After affecting the deductions, you will arrive at a net taxable capital gain which must be included in your taxable income.

It might be easier to understand by example:

Let’s assume that:

– The gain is R 900 000

– There were no improvements or repair costs;

– Both the purchaser and seller are individuals and

– It was not the seller’s primary residence.
Capital Gain                                          900 000.00       
Less:     Individual’s annual exclusion     -30 000.00        
                                                            870 000.00       

Multiplied by: Inclusion rate of 33.33%  290 000.00       
R290 000 will therefore be included in your taxable income.

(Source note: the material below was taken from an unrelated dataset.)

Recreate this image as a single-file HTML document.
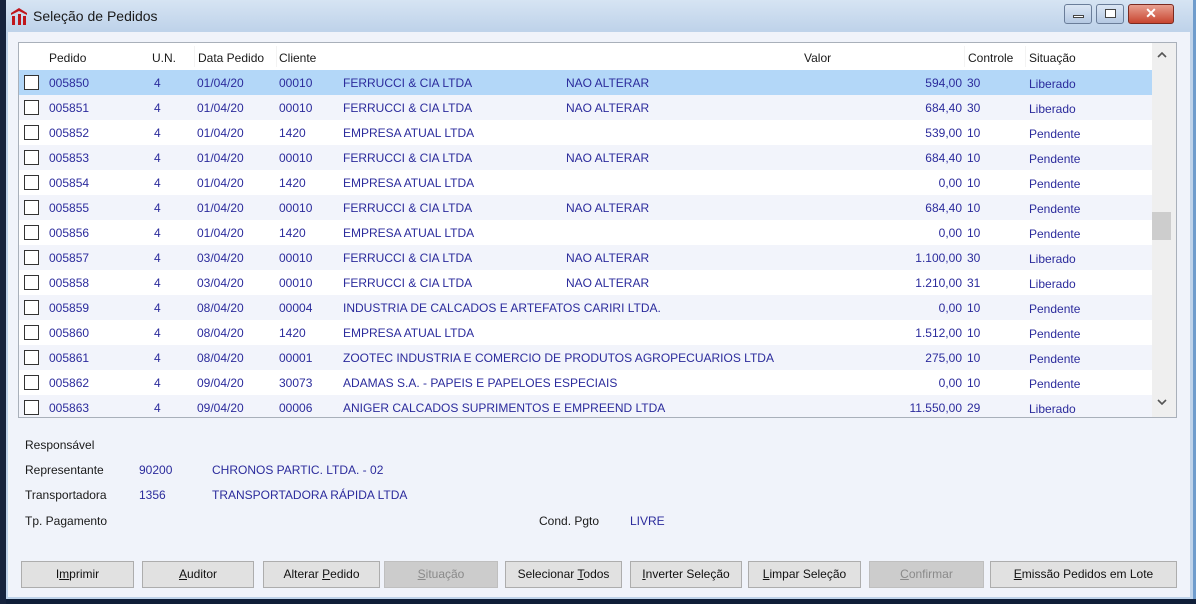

Thus, the ultimate amount of capital gains tax payable will depend on your personal tax bracket.

If you earn income of R3 000 per month, you will, without the sale of the property, not pay any tax as you are earning less than R67 111 per annum.

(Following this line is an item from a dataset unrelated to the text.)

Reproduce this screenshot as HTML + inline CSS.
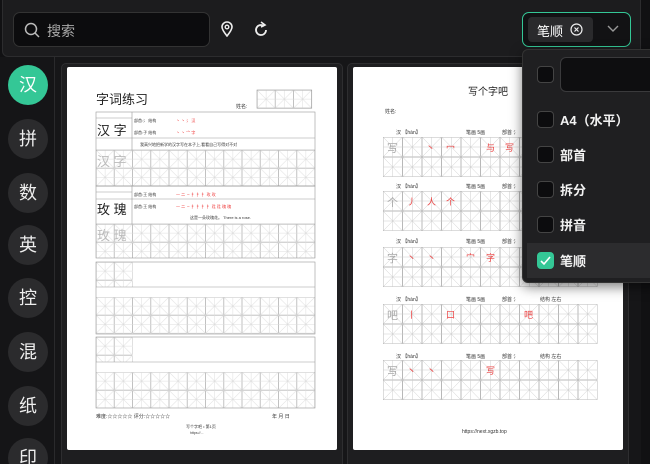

To explain this in more detail:

When you are looking at what your taxable income will be, you need to look at which tax bracket you fall under:

If your taxable income is less than R 165 600, your income is subject to an 18% income tax rate.

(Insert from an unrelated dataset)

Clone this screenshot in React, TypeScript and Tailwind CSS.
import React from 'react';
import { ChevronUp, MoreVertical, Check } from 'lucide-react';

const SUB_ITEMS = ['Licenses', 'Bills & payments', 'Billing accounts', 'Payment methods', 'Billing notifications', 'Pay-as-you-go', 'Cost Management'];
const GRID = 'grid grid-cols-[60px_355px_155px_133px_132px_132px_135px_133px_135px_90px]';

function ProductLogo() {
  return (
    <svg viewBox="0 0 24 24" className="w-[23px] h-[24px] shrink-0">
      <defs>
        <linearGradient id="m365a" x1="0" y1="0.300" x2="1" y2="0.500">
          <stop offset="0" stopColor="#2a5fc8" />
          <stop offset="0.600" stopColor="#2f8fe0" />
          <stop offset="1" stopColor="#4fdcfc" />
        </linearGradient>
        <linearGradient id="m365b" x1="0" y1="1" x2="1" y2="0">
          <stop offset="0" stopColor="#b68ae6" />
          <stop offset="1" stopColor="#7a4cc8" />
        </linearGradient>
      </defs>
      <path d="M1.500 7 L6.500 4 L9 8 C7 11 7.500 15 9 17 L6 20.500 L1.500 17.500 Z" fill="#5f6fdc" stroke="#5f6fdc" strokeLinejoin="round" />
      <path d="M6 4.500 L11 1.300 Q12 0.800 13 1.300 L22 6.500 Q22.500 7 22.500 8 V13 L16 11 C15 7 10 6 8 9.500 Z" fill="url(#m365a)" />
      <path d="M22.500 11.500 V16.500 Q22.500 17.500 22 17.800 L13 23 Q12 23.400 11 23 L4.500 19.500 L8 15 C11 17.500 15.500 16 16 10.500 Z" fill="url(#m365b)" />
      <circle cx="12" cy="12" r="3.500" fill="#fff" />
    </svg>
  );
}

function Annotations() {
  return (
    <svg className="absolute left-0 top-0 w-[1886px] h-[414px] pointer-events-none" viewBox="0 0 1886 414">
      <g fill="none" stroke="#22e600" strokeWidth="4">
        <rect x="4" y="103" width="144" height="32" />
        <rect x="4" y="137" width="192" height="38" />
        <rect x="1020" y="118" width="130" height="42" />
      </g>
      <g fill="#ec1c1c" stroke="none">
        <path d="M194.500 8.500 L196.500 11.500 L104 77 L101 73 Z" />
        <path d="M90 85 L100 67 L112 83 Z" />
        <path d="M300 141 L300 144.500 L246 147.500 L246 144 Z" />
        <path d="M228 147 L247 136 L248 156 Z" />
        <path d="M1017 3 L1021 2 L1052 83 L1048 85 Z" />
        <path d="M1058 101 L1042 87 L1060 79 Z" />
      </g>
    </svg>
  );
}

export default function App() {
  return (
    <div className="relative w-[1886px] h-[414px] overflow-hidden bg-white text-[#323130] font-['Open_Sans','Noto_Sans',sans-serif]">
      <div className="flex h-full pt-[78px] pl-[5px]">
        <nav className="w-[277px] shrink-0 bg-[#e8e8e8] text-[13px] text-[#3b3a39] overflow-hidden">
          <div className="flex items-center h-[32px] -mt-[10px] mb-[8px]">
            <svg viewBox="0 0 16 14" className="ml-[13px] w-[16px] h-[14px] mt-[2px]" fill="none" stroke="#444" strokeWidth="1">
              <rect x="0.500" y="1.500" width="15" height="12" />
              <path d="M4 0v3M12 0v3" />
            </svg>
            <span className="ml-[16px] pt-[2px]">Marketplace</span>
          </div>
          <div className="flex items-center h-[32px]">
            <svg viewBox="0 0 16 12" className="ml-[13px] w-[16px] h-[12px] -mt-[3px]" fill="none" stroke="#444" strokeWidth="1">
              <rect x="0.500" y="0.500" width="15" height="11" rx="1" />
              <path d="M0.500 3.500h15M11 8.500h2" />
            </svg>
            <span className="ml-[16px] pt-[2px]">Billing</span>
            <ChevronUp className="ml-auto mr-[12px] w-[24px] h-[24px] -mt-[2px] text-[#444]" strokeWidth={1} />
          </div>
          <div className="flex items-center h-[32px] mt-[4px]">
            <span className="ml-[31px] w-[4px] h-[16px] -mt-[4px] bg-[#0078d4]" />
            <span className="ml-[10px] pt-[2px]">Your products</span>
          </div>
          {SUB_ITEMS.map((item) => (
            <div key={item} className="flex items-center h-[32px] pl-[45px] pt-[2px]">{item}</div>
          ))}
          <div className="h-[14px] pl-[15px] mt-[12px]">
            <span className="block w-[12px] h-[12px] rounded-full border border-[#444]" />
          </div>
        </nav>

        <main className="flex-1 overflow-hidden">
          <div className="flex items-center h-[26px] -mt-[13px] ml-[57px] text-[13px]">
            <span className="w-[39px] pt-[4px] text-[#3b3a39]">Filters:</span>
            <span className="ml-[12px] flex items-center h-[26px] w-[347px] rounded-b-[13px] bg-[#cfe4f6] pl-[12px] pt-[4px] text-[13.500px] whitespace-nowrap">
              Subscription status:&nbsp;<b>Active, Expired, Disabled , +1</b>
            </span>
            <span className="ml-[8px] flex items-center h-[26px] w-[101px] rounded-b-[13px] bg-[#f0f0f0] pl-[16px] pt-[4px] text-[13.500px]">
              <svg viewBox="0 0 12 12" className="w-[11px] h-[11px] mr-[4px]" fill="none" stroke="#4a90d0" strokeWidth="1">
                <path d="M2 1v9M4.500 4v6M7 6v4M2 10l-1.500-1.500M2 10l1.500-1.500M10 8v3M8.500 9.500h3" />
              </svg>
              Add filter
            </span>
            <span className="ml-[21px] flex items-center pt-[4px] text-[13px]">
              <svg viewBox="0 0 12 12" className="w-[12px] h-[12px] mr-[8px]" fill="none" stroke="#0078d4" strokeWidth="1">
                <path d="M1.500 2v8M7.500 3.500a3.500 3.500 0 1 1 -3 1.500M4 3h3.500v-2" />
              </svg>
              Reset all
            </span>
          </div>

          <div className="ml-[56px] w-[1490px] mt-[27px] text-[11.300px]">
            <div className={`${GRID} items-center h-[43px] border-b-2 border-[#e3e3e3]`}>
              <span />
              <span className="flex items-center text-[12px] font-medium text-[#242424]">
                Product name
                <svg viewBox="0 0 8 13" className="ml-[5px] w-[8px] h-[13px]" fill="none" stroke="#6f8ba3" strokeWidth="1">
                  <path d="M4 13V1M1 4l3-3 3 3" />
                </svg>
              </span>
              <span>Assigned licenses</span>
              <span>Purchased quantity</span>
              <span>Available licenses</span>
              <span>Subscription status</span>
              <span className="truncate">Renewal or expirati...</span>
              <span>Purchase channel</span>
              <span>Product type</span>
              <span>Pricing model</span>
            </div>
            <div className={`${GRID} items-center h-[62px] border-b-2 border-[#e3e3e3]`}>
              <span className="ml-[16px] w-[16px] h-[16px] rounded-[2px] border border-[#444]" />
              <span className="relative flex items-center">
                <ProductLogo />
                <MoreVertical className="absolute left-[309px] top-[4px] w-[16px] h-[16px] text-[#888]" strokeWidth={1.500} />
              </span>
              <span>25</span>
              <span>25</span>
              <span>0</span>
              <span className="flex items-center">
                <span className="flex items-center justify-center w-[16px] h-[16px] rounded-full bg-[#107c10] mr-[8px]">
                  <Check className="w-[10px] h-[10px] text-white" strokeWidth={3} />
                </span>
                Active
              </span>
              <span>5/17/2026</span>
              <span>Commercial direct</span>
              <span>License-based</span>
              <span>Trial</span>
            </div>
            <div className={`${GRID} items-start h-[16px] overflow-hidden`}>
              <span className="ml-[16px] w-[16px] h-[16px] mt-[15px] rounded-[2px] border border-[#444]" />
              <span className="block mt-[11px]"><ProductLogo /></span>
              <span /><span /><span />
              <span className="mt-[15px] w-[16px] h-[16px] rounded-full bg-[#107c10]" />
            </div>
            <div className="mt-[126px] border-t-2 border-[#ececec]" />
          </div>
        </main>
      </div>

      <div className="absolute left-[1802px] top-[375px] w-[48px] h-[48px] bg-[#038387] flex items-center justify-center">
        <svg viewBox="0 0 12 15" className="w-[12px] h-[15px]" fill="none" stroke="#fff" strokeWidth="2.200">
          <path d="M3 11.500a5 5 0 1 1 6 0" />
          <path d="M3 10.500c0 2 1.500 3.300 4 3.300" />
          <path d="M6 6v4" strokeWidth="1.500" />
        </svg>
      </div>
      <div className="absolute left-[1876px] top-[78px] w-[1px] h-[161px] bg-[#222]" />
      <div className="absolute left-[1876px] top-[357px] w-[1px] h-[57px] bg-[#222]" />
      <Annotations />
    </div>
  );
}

In other words, if you are earning R36 000 per annum, your income tax would be R 36 000 x 18% = R 6480.

However, each individual (irrespective of his/her age) is entitled to a primary rebate of R12 080.

This means that you deduct up to R 12 080 from your income tax calculated in terms of the table.

As the R6 480 is less than R12 080, there is no income tax payable if you are earning R36 000 per annum.

An easy way to get to the same conclusion is to say that R36 000 is below the “tax threshold” of R 67 111 (R67 111.00 * 18% = the R 12 080 primary rebate).

However, when we add the gain of R 290 000 to the R36 000 annual salary, you again need to consider what tax bracket you fall into due to the additional amount added to your taxable income.

In the present case, a taxable income of R326 000 results in the obligation to pay R53 096 together with 30% of the taxable income above R 258 750.

In other words: R 53 096.00 + [(R326 000.00- R 258 750.00)*30%] =  R 53 096.00 + R 20 175.00 = R 73 271.00,  less the primary rebate of R 12 080.00 = R 61 191.00.

Thus, the gain from the sale of the developed plot results in you moving from not being liable for any income tax to paying a substantial amount.

In summary:

– If the purchase of the plot, the development thereon and the subsequent sale of the property is seen by Sars as being a speculative transaction, the profit will be regarded as revenue of nature.

Then, the entire profit made from the sale will be subject to income tax rather than capital gains tax.
– However, if the purchase of the plot, the development thereon and the subsequent sale of the property is seen by Sars as being capital of nature, the gain will be subject to capital gains tax with the capital gain being included in taxable income at the capital gain inclusion rate.

– Either way, the result to you will be that you will jump from being an individual with a income tax payable of nil to an individual that will, in the year of sale, be subject to income tax depending on the gain and the tax bracket you are pushed into due to the said gain.  

A suggestion made by a Fin24 user is that you could purchase the plot with your spouse so that the eventual gain can be split between you two.

However, be sure to determine what the consequences for your spouse are if half of the gain is to be taken into account when calculating his/her income tax.